Open source is still the fruit in this game. The Internet is the tree. Nurture and grow it if you want open source to prosper in 2009.
Written by Dana Blankenhorn, Inactive

One of the big journalistic trends of 2008 was to call every new Internet paradigm open source.

Blogging was open source journalism. Social networks were open source crowdsourcing.

This was both a compliment and a warning.

Even journalists who wouldn't know a Linux penguin from a Disney one (above) were giving open source its props. But as with e a decade ago (and perhaps i today) it's the sign of a market top.

The fact is that open source, as well as the e and the i, are all fruit of the same tree, which is the Internet.

The Internet zeroes out distribution costs and nearly does the same to marketing costs. Any product or process that can be reduced to digital bits becomes subject to this economic process.

In many fields, journalism being one, the result is wrenching, more destruction than creative.
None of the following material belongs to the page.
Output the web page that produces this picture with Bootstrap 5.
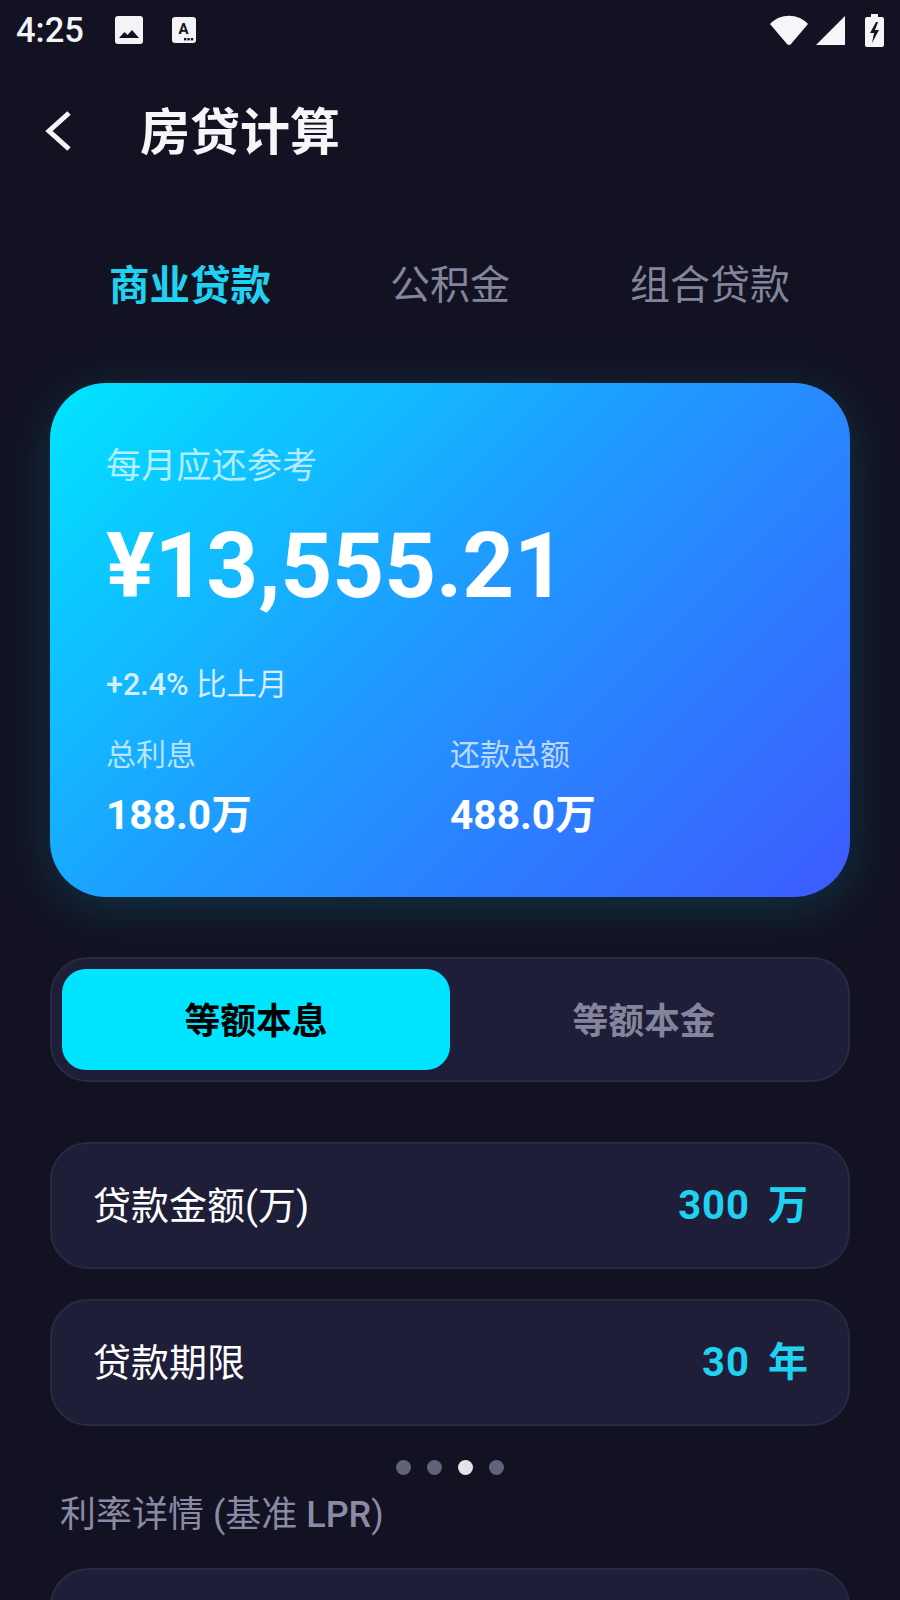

In software, however, it has opened up many new opportunities for profit.

Many of those opportunities are given the software industry, but not all of them. People and companies of all sizes benefit from free code. They also benefit from being able to see and edit the code.

Open source, in terms of its work in developing new business models, may be the harbinger of many great fortunes to come in many fields.

Just remember that open source is still the fruit in this game. The Internet is the tree. Nurture and grow it if you want open source to prosper in 2009.